I never used it, until now.
When it became illegal to use a cellphone while driving, I dug through the rubble on my desk at home and found it, charged it and plumbed the depth of my mind for how to use it.
It was easy — easy to charge and easy to make work.
I found it quite difficult, however, to use. You have to hook it onto your ear just so or you will struggle to keep it in place while you’re driving and, therefore, be distracted by your earpiece while you drive instead of your actual phone.
Fortunately, I don’t talk on the phone a lot, so even though I try to put it into place when I drive, just in case, if it falls off, it’s no big loss.
I have discovered it’s nice to wear around the house while you’re doing laundry or other housework. I can carry a basket of laundry and talk on the phone at the same time. That’s handy.
The other night, when I went out to do errands after work, I put it on. I half way expected a call, but it never came. I wore the set anyway because I thought it might help me get used to it. Plus, I might get a call at any moment and it would be nice to have my hands free.
There are advantages to wearing a hands-free device besides the obvious.
When you’re in the car singing with the radio, you can pretend you have one of those trendy microphones all the famous singers wear on stage.
Also, it makes you look important when you wear a hands-free device in a car or a store.
For instance, that night I was out doing errands, I got so used to the device I nearly forgot about it. I had a good, tight fit so I didn’t have to worry about it falling off my ear.
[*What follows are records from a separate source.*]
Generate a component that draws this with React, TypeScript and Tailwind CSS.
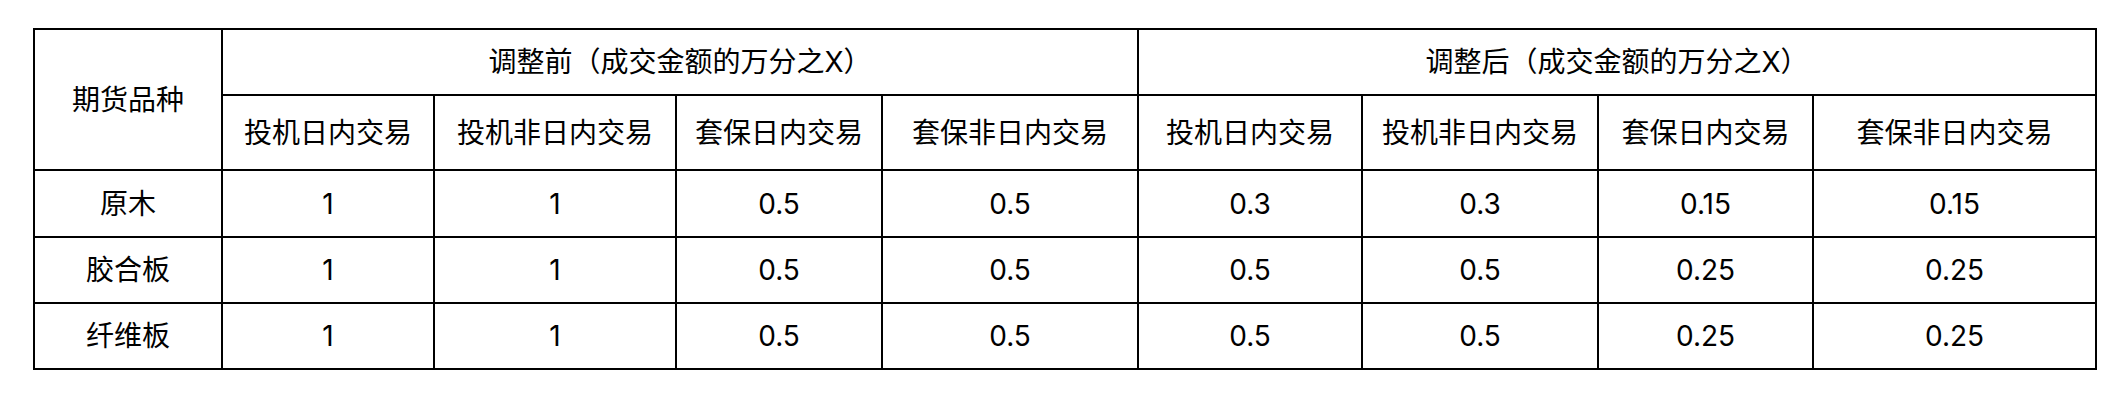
import { Fragment } from "react";

const subHeads = ["投机日内交易", "投机非日内交易", "套保日内交易", "套保非日内交易"];

const rows: { name: string; values: string[] }[] = [
  { name: "原木", values: ["1", "1", "0.5", "0.5", "0.3", "0.3", "0.15", "0.15"] },
  { name: "胶合板", values: ["1", "1", "0.5", "0.5", "0.5", "0.5", "0.25", "0.25"] },
  { name: "纤维板", values: ["1", "1", "0.5", "0.5", "0.5", "0.5", "0.25", "0.25"] },
];

function Cell({ children, className = "" }: { children: React.ReactNode; className?: string }) {
  return (
    <div className={`bg-white flex items-center justify-center whitespace-nowrap ${className}`}>
      {children}
    </div>
  );
}

export default function App() {
  return (
    <div className="w-[2124px] h-[408px] bg-white pt-[28px] pl-[33px] text-[28px] leading-none text-black font-[family-name:Inter,'Noto_Sans_CJK_SC',sans-serif]">
      <div className="inline-grid grid-cols-[186px_210px_240px_204px_254px_222px_234px_213px_281px] grid-rows-[64px_73px_65px_64px_64px] gap-[2px] p-[2px] bg-black">
        {/* header */}
        <Cell className="row-span-2">期货品种</Cell>
        <Cell className="col-span-4">调整前（成交金额的万分之X）</Cell>
        <Cell className="col-span-4">调整后（成交金额的万分之X）</Cell>
        {[...subHeads, ...subHeads].map((h, i) => (
          <Cell key={i}>{h}</Cell>
        ))}

        {/* body */}
        {rows.map((r) => (
          <Fragment key={r.name}>
            <Cell>{r.name}</Cell>
            {r.values.map((v, i) => (
              <Cell key={i}>{v}</Cell>
            ))}
          </Fragment>
        ))}
      </div>
    </div>
  );
}
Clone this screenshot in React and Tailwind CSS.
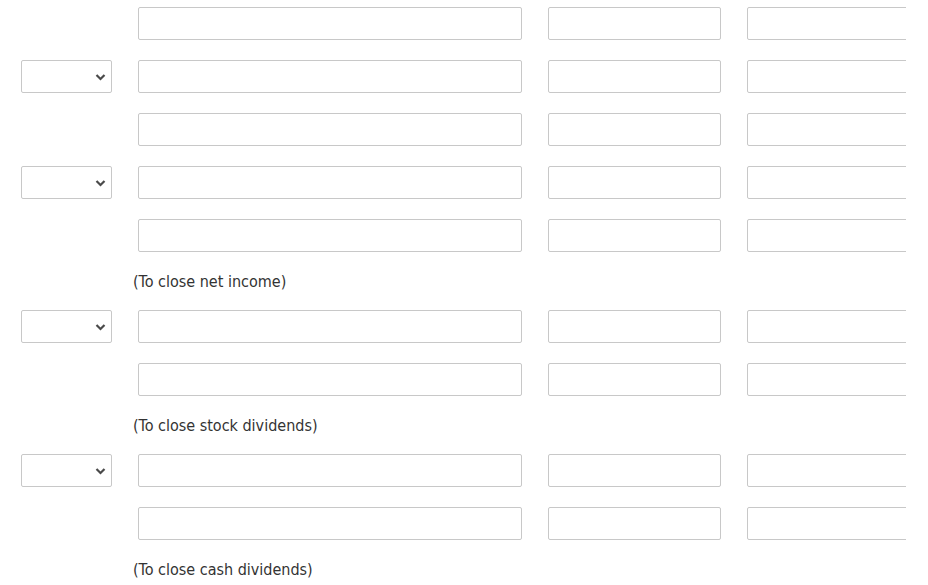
import React from "react";

function Select() {
  return (
    <div className="relative w-[91px] h-[33px] shrink-0 border border-[#c8c8c8] rounded-[2px] bg-white">
      <svg
        className="absolute right-[5px] top-[12px]"
        width="11"
        height="8"
        viewBox="0 0 11 8"
      >
        <path d="M1.5 2 L5.5 6 L9.5 2" fill="none" stroke="#4a4a4a" strokeWidth="2.2" />
      </svg>
    </div>
  );
}

function Row({ select }) {
  return (
    <div className="flex gap-[26px] h-[33px]">
      {select ? <Select /> : <div className="w-[91px] shrink-0" />}
      <div className="w-[384px] h-[33px] shrink-0 border border-[#c8c8c8] rounded-[2px] bg-white" />
      <div className="w-[173px] h-[33px] shrink-0 border border-[#c8c8c8] rounded-[2px] bg-white" />
      <div className="w-[173px] h-[33px] shrink-0 border border-[#c8c8c8] rounded-[2px] bg-white" />
    </div>
  );
}

function Label({ children }) {
  return (
    <div className="ml-[112px] h-[18px] pt-[1px] leading-[18px] text-[16px] text-[#333]" style={{ fontFamily: '"DejaVu Sans Condensed", "DejaVu Sans", sans-serif' }}>
      {children}
    </div>
  );
}

export default function App() {
  return (
    <div className="w-[928px] h-[585px] bg-white overflow-hidden">
      <div className="w-[906px] overflow-hidden pl-[21px] pt-[7px] flex flex-col gap-[20px]">
        <Row />
        <Row select />
        <Row />
        <Row select />
        <Row />
        <Label>(To close net income)</Label>
        <Row select />
        <Row />
        <Label>(To close stock dividends)</Label>
        <Row select />
        <Row />
        <Label>(To close cash dividends)</Label>
      </div>
    </div>
  );
}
I went about my shopping in the grocery store, even began softly singing some of the tunes from the 1960s playing on the intercom.
I didn’t worry about it. The store’s not crowded and I’ll shut up if I see anyone, I thought.
Next thing you know, I was talking to myself, which isn’t all that unusual, even in public. At that point, I didn’t plan to shut up if I encountered someone. I don’t care if a stranger thinks I’m crazy. There are already plenty of strangers who have run into me in public who certainly think I’m crazy. Usually, those people give me a look and move on. Sometimes, I admit to the stranger I was talking to myself and they usually tell me they talk to themselves all the time.
That night I saw a few strangers and they saw me. They saw me talking to myself and they didn’t pay a bit of attention.
I realized, as I walked and talked my way to my car, that nobody paid a bit of attention because everyone thought I was talking on the phone; it appears to strangers that I’m one of those important people who is on the phone all the time. What about that? I’m not crazy after all.